Most mornings volunteers go out to do the jobs nobody else in Dignity Village wants to do: throw out garbage, pick up litter or mediate arguments.
The faces change every few weeks. Homelessness, after all, is a fluid state; people come and go as often as their luck changes. But when one volunteer leaves another soon takes his or her place.
Tygur Scott, 34, is the resident responsible for organizing the group of community volunteers who help keep the camp clean and running as smoothly as possible.
He wears utilitarian camouflage pants and a score of shiny rings on his fingers when he works. A wide-brim hat usually shades his face, and in between trips to the dumpster, he puffs on Lucky Strike cigarettes.
Scott’s history with what would become Dignity Village began around the time campers living in the informal neighborhood known as “Tent City,” just south of the Gainesville-Hawthorne State Trail, were being evicted from the wooded property.
“When I first got here, Dignity Village didn’t even exist,” he said, sitting underneath a tarp in the Occupy Gainesville campsite, the unofficial headquarters of Scott and his group of volunteers, who are known as community advocates. He reckons he began helping people move out to the property bordering GRACE Marketplace in May 2014.
There were no zones or rules regarding campsite placement back then, he said. The land Dignity Village now sits on was not even leased by the city, and there were no large organizations providing logistical and organizational support to residents.
Things are different now.
Randy Stacey, director of the Helping Hands Clinic, walks alongside Scott down one of the asphalt pathways that run around the inner perimeter of the camp. They read numbers off a clipboard as they walk and compare them against the actual count of tents and residents.
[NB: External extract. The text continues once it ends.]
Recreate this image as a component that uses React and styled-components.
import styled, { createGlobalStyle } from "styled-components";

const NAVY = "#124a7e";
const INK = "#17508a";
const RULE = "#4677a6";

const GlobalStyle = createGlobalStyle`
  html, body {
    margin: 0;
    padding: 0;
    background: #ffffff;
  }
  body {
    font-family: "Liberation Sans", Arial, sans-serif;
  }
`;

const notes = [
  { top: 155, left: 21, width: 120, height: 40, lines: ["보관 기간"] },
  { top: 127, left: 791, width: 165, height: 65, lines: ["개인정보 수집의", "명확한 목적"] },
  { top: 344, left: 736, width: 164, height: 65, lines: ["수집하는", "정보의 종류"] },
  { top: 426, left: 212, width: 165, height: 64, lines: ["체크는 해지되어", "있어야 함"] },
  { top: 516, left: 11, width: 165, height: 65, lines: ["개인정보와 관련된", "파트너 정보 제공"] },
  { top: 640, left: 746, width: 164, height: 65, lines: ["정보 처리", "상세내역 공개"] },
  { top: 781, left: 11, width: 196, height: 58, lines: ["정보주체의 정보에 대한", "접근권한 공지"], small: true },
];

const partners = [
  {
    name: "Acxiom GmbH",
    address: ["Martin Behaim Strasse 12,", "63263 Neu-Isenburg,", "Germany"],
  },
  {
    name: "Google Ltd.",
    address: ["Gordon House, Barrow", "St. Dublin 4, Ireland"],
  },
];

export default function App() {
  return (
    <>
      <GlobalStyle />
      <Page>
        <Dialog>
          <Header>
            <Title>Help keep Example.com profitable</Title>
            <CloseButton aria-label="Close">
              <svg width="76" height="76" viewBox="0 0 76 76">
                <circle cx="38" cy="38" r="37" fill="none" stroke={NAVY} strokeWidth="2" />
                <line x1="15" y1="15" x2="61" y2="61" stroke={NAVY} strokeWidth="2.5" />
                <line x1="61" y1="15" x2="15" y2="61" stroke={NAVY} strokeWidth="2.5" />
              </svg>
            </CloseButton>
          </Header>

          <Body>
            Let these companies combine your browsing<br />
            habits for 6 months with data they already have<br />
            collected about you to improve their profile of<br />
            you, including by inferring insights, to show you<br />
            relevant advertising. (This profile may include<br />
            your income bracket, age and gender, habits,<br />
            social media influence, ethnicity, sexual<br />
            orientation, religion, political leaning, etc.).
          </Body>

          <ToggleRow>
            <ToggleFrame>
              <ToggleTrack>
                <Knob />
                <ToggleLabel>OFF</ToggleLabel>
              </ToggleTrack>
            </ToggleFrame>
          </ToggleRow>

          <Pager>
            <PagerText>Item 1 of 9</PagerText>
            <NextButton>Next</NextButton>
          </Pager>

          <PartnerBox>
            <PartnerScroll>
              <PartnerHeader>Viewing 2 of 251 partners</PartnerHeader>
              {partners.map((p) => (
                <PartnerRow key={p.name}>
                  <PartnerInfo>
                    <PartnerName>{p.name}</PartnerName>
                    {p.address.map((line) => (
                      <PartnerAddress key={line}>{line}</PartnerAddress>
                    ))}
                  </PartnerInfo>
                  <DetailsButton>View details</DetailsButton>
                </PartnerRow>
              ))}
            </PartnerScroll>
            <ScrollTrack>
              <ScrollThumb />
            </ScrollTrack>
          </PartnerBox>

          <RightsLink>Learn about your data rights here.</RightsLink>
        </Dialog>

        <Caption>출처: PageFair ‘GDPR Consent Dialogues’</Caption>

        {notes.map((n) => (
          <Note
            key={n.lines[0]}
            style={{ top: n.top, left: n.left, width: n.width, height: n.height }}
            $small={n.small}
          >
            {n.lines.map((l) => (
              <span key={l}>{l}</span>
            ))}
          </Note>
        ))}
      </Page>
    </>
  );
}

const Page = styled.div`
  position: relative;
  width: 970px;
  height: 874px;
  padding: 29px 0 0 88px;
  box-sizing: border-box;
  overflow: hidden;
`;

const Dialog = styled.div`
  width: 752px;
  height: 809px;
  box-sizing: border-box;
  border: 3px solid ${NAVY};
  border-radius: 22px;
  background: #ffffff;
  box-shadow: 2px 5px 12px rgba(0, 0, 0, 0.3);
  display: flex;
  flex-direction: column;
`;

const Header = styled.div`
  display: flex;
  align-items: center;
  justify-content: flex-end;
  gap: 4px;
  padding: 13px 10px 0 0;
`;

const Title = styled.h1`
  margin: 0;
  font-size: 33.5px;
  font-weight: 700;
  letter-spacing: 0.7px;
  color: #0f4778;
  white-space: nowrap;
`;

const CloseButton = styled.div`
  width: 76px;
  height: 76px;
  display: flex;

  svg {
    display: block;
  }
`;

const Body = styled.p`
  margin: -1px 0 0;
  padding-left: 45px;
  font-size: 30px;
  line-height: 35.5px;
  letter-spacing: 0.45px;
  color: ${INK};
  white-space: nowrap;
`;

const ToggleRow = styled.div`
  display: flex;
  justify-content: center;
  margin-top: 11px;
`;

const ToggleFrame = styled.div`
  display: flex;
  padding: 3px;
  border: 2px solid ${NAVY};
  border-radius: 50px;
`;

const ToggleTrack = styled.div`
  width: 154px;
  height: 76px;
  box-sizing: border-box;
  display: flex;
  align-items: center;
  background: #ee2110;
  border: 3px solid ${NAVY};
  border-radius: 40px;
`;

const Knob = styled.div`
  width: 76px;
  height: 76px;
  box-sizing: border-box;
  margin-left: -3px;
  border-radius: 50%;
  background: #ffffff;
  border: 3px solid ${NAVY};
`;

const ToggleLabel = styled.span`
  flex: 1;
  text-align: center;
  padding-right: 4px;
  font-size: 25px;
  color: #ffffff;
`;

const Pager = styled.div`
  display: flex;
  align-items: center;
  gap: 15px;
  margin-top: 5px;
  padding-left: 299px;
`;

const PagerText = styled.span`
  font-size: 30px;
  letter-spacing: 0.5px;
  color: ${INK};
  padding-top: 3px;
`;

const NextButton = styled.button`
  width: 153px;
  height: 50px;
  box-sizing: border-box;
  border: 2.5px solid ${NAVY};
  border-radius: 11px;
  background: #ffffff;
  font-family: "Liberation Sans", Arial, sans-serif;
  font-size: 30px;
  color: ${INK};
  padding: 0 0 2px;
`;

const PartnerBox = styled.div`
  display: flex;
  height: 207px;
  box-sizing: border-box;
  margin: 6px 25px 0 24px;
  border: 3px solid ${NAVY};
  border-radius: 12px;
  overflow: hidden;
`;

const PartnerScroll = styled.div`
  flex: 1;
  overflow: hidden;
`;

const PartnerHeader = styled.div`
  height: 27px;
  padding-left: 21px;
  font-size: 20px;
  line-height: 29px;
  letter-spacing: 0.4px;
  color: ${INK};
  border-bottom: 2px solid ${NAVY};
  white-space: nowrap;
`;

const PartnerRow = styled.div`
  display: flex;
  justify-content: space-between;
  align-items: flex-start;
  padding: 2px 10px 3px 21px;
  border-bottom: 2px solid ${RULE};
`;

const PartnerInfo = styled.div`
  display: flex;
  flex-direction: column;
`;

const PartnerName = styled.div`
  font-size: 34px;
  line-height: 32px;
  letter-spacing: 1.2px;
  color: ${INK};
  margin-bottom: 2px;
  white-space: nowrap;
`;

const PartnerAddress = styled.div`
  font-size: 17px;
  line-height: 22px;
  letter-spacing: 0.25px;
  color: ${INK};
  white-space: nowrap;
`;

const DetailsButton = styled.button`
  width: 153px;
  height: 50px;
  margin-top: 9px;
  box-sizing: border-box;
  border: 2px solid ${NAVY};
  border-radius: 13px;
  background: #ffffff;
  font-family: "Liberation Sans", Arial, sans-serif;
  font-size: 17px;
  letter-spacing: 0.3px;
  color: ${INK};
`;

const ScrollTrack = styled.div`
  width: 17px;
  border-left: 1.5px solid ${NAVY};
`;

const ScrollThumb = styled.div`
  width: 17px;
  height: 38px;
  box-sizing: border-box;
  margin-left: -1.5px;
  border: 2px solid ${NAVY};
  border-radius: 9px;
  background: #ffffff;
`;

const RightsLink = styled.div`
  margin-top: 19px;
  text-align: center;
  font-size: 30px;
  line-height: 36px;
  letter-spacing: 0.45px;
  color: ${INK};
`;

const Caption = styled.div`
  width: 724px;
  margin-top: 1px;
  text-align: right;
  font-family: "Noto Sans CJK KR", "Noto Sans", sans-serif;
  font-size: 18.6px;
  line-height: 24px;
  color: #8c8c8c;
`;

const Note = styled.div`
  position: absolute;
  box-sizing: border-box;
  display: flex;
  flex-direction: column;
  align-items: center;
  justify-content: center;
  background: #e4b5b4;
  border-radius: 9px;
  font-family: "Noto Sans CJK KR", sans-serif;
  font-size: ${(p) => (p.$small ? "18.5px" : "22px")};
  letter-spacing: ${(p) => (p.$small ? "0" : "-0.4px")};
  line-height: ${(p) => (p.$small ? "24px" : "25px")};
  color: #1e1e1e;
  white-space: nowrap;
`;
Stacey is a common sight around Dignity Village. His organization visits the community on a weekly basis, bringing supplies and offering medical services to those in need.
The work performed by Scott and the advocates is extremely important to Helping Hands, Stacey said. Because the advocates reside in the village, they can give informed estimates of the camp’s population at any given time, and they’re up-to-date on problems plaguing residents.
Stacey isn’t the only one relying on the advocates for their knowledge of the inner workings of Dignity Village.
Lieutenant Rob Koehler of the Gainesville Police Department also highlights the importance of the advocates’ insider knowledge.
“Tygur’s been great,” Koehler said. “He’s been someone I can come and talk to. We need that liaison, as many as we can get.”
He said the identity and purpose of Dignity Village is not clear yet, but the volunteer group’s work helps buy some time until the city figures out how to manage the tent neighborhood, a question that has become one of the biggest issues the community advocates face.
The Gainesville City Commission has been negotiating a contract with Helping Hands for up to $50,000 to grant the organization management of Dignity Village.
The Empowerment Center Oversight Advisory Board recommended the county provide $25,000 to share the cost equally with the city commission, said communications and legislative affairs director for Alachua County Mark Sexton, in an email. But in June, the board decided to wait to discuss the funding until budget workshops take place later in July.
For now, there are every day problems to deal with.
In the yard where Scott constructed a pair of makeshift showers, a volunteer helps him free a trashcan from a chain securing it to a shower column.
It’s been here for a few days, Scott explains, and the combination lock won’t come free. They struggle to snap the chain with a pair of pliers. After a few violent shakes, the chain snaps and they grin.
The volunteer offers to take the trash can to the dumpster. His name is Scott Paris, and he speaks in a Kentucky drawl.
The 34-year-old started helping out Tygur Scott late last year with some of the chores around camp: transporting trash, clearing abandoned tents, sorting donations, that sort of thing, he said.
If you were to see him hauling the trash can to the dumpster, you might wonder why he does it. The trash smells awful, the can is awkward to carry, and the dumpster is so far away. But if you ask him, he’ll just tell you that he likes helping people.